__Objective__: Can you write out all the lines word for word, with no pictures?

__Supplied material__:
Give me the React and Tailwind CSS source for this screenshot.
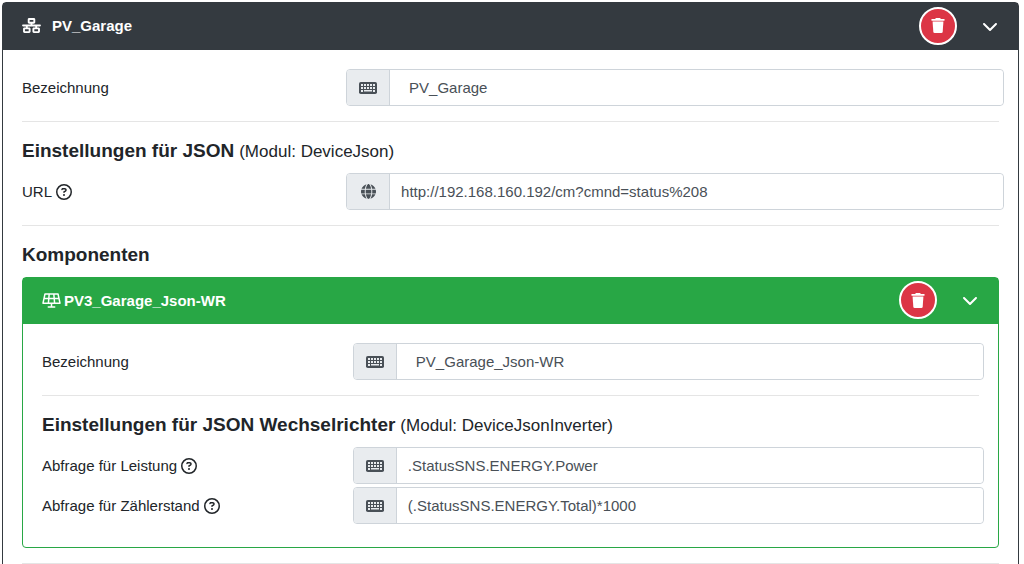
import React from "react";
import {
  FaChevronDown,
  FaGlobe,
  FaNetworkWired,
  FaRegCircleQuestion,
} from "react-icons/fa6";

function KeyboardIcon() {
  return (
    <svg viewBox="0 0 18 12" className="h-3 w-[18px]" aria-hidden="true">
      <rect width="18" height="12" rx="1.8" fill="currentColor" />
      <path
        fill="#e9ecef"
        d="M2 2h2v2H2zM5 2h2v2H5zM8 2h2v2H8zM11 2h2v2h-2zM14 2h2v2h-2zM2 5h2v2H2zM5 5h2v2H5zM8 5h2v2H8zM11 5h2v2h-2zM14 5h2v2h-2zM2 8h2v2H2zM5 8h8v1.5H5zM14 8h2v2h-2z"
      />
    </svg>
  );
}

function SolarIcon() {
  return (
    <svg
      viewBox="0 0 19 15"
      className="h-[15px] w-[19px]"
      fill="none"
      stroke="currentColor"
      strokeWidth="1.5"
      strokeLinejoin="round"
      strokeLinecap="round"
      aria-hidden="true"
    >
      <path d="M3 .9h13l2 9.3H1zM2 5.5h15M7.2 1l-.8 9M11.8 1l.8 9M9.5 10.2v3.6M6.3 14.1h6.4" />
    </svg>
  );
}

function TrashIcon() {
  return (
    <svg viewBox="0 0 14 15" className="h-[15px] w-[14px]" fill="currentColor" aria-hidden="true">
      <path d="M4.6.3Q4.8 0 5.2 0h3.6q.4 0 .6.3l.4.7h3.4q.4 0 .4.5v.8q0 .4-.4.4H.8q-.4 0-.4-.4v-.8Q.4 1 .8 1h3.4z" />
      <path d="M1.6 3.4h10.8l-.7 10.3q-.1 1.3-1.4 1.3H3.7q-1.3 0-1.4-1.3z" />
    </svg>
  );
}

function HeaderButtons() {
  return (
    <div className="flex items-center">
      <button
        type="button"
        aria-label="Löschen"
        className="flex h-[38px] w-[38px] items-center justify-center rounded-full border-2 border-white bg-[#dc3545] text-white"
      >
        <TrashIcon />
      </button>
      <button type="button" aria-label="Einklappen" className="ml-[25px] flex w-4 justify-center text-white">
        <FaChevronDown className="h-4 w-4" />
      </button>
    </div>
  );
}

function Field({ id, label, value, icon: Icon = KeyboardIcon, help, indent }) {
  return (
    <div className="-mr-[5px] grid grid-cols-[33%_1fr] items-center">
      <div className="flex items-center gap-1">
        <label htmlFor={id}>{label}</label>
        {help && (
          <button type="button" aria-label={"Hilfe zu " + label}>
            <FaRegCircleQuestion className="h-4 w-4" />
          </button>
        )}
      </div>
      <div className="flex h-[37px] rounded border border-[#ced4da] text-[#495057]">
        <span className="flex w-[43px] shrink-0 items-center justify-center rounded-l-[3px] border-r border-[#ced4da] bg-[#e9ecef]">
          <Icon />
        </span>
        <input
          id={id}
          type="text"
          defaultValue={value}
          className={
            indent
              ? "min-w-0 flex-1 rounded-r bg-white pl-[19px] pr-3 outline-none"
              : "min-w-0 flex-1 rounded-r bg-white pl-[11px] pr-3 outline-none"
          }
        />
      </div>
    </div>
  );
}

function Heading({ title, module }) {
  return (
    <h3 className="mb-[9px] flex items-baseline gap-[5px] text-[19px] leading-[27px] font-bold">
      {title}
      {module && <span className="text-[17px] leading-5 font-normal">(Modul: {module})</span>}
    </h3>
  );
}

function Divider() {
  return <hr className="my-[15px] border-t border-[#e5e5e5]" />;
}

export default function App() {
  return (
    <div className="h-screen overflow-hidden bg-white pt-[2px] pr-[5px] pl-[2px] font-['Liberation_Sans',Arial,sans-serif] text-[15px] leading-[23px] text-[#212529]">
      <section className="rounded border border-[#343a40] bg-white">
        <header className="flex h-[47px] items-center justify-between bg-[#343a40] pr-5 pb-[2px] pl-[19px] font-bold text-white">
          <div className="flex items-center gap-[11px]">
            <FaNetworkWired className="h-[15px] w-[19px]" />
            <span>PV_Garage</span>
          </div>
          <HeaderButtons />
        </header>
        <div className="p-[19px]">
          <Field id="device-name" label="Bezeichnung" value="PV_Garage" indent />
          <Divider />
          <Heading title="Einstellungen für JSON" module="DeviceJson" />
          <Field id="device-url" label="URL" value="http://192.168.160.192/cm?cmnd=status%208" icon={FaGlobe} help />
          <Divider />
          <Heading title="Komponenten" />
          <section className="rounded border border-[#28a745] bg-white">
            <header className="flex h-[46px] items-center justify-between bg-[#28a745] pr-5 pb-[2px] pl-[19px] font-bold text-white">
              <div className="flex items-center gap-[3px]">
                <SolarIcon />
                <span>PV3_Garage_Json-WR</span>
              </div>
              <HeaderButtons />
            </header>
            <div className="px-[19px] pt-[19px] pb-[23px]">
              <Field id="component-name" label="Bezeichnung" value="PV_Garage_Json-WR" indent />
              <Divider />
              <Heading title="Einstellungen für JSON Wechselrichter" module="DeviceJsonInverter" />
              <div className="flex flex-col gap-[3px]">
                <Field id="power" label="Abfrage für Leistung" value=".StatusSNS.ENERGY.Power" help />
                <Field id="counter" label="Abfrage für Zählerstand" value="(.StatusSNS.ENERGY.Total)*1000" help />
              </div>
            </div>
          </section>
          <Divider />
        </div>
      </section>
    </div>
  );
}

__Response for this exercise__:
Give me the React and Tailwind CSS source for this screenshot.
import React from "react";
import {
  FaChevronDown,
  FaGlobe,
  FaNetworkWired,
  FaRegCircleQuestion,
} from "react-icons/fa6";

function KeyboardIcon() {
  return (
    <svg viewBox="0 0 18 12" className="h-3 w-[18px]" aria-hidden="true">
      <rect width="18" height="12" rx="1.8" fill="currentColor" />
      <path
        fill="#e9ecef"
        d="M2 2h2v2H2zM5 2h2v2H5zM8 2h2v2H8zM11 2h2v2h-2zM14 2h2v2h-2zM2 5h2v2H2zM5 5h2v2H5zM8 5h2v2H8zM11 5h2v2h-2zM14 5h2v2h-2zM2 8h2v2H2zM5 8h8v1.5H5zM14 8h2v2h-2z"
      />
    </svg>
  );
}

function SolarIcon() {
  return (
    <svg
      viewBox="0 0 19 15"
      className="h-[15px] w-[19px]"
      fill="none"
      stroke="currentColor"
      strokeWidth="1.5"
      strokeLinejoin="round"
      strokeLinecap="round"
      aria-hidden="true"
    >
      <path d="M3 .9h13l2 9.3H1zM2 5.5h15M7.2 1l-.8 9M11.8 1l.8 9M9.5 10.2v3.6M6.3 14.1h6.4" />
    </svg>
  );
}

function TrashIcon() {
  return (
    <svg viewBox="0 0 14 15" className="h-[15px] w-[14px]" fill="currentColor" aria-hidden="true">
      <path d="M4.6.3Q4.8 0 5.2 0h3.6q.4 0 .6.3l.4.7h3.4q.4 0 .4.5v.8q0 .4-.4.4H.8q-.4 0-.4-.4v-.8Q.4 1 .8 1h3.4z" />
      <path d="M1.6 3.4h10.8l-.7 10.3q-.1 1.3-1.4 1.3H3.7q-1.3 0-1.4-1.3z" />
    </svg>
  );
}

function HeaderButtons() {
  return (
    <div className="flex items-center">
      <button
        type="button"
        aria-label="Löschen"
        className="flex h-[38px] w-[38px] items-center justify-center rounded-full border-2 border-white bg-[#dc3545] text-white"
      >
        <TrashIcon />
      </button>
      <button type="button" aria-label="Einklappen" className="ml-[25px] flex w-4 justify-center text-white">
        <FaChevronDown className="h-4 w-4" />
      </button>
    </div>
  );
}

function Field({ id, label, value, icon: Icon = KeyboardIcon, help, indent }) {
  return (
    <div className="-mr-[5px] grid grid-cols-[33%_1fr] items-center">
      <div className="flex items-center gap-1">
        <label htmlFor={id}>{label}</label>
        {help && (
          <button type="button" aria-label={"Hilfe zu " + label}>
            <FaRegCircleQuestion className="h-4 w-4" />
          </button>
        )}
      </div>
      <div className="flex h-[37px] rounded border border-[#ced4da] text-[#495057]">
        <span className="flex w-[43px] shrink-0 items-center justify-center rounded-l-[3px] border-r border-[#ced4da] bg-[#e9ecef]">
          <Icon />
        </span>
        <input
          id={id}
          type="text"
          defaultValue={value}
          className={
            indent
              ? "min-w-0 flex-1 rounded-r bg-white pl-[19px] pr-3 outline-none"
              : "min-w-0 flex-1 rounded-r bg-white pl-[11px] pr-3 outline-none"
          }
        />
      </div>
    </div>
  );
}

function Heading({ title, module }) {
  return (
    <h3 className="mb-[9px] flex items-baseline gap-[5px] text-[19px] leading-[27px] font-bold">
      {title}
      {module && <span className="text-[17px] leading-5 font-normal">(Modul: {module})</span>}
    </h3>
  );
}

function Divider() {
  return <hr className="my-[15px] border-t border-[#e5e5e5]" />;
}

export default function App() {
  return (
    <div className="h-screen overflow-hidden bg-white pt-[2px] pr-[5px] pl-[2px] font-['Liberation_Sans',Arial,sans-serif] text-[15px] leading-[23px] text-[#212529]">
      <section className="rounded border border-[#343a40] bg-white">
        <header className="flex h-[47px] items-center justify-between bg-[#343a40] pr-5 pb-[2px] pl-[19px] font-bold text-white">
          <div className="flex items-center gap-[11px]">
            <FaNetworkWired className="h-[15px] w-[19px]" />
            <span>PV_Garage</span>
          </div>
          <HeaderButtons />
        </header>
        <div className="p-[19px]">
          <Field id="device-name" label="Bezeichnung" value="PV_Garage" indent />
          <Divider />
          <Heading title="Einstellungen für JSON" module="DeviceJson" />
          <Field id="device-url" label="URL" value="http://192.168.160.192/cm?cmnd=status%208" icon={FaGlobe} help />
          <Divider />
          <Heading title="Komponenten" />
          <section className="rounded border border-[#28a745] bg-white">
            <header className="flex h-[46px] items-center justify-between bg-[#28a745] pr-5 pb-[2px] pl-[19px] font-bold text-white">
              <div className="flex items-center gap-[3px]">
                <SolarIcon />
                <span>PV3_Garage_Json-WR</span>
              </div>
              <HeaderButtons />
            </header>
            <div className="px-[19px] pt-[19px] pb-[23px]">
              <Field id="component-name" label="Bezeichnung" value="PV_Garage_Json-WR" indent />
              <Divider />
              <Heading title="Einstellungen für JSON Wechselrichter" module="DeviceJsonInverter" />
              <div className="flex flex-col gap-[3px]">
                <Field id="power" label="Abfrage für Leistung" value=".StatusSNS.ENERGY.Power" help />
                <Field id="counter" label="Abfrage für Zählerstand" value="(.StatusSNS.ENERGY.Total)*1000" help />
              </div>
            </div>
          </section>
          <Divider />
        </div>
      </section>
    </div>
  );
}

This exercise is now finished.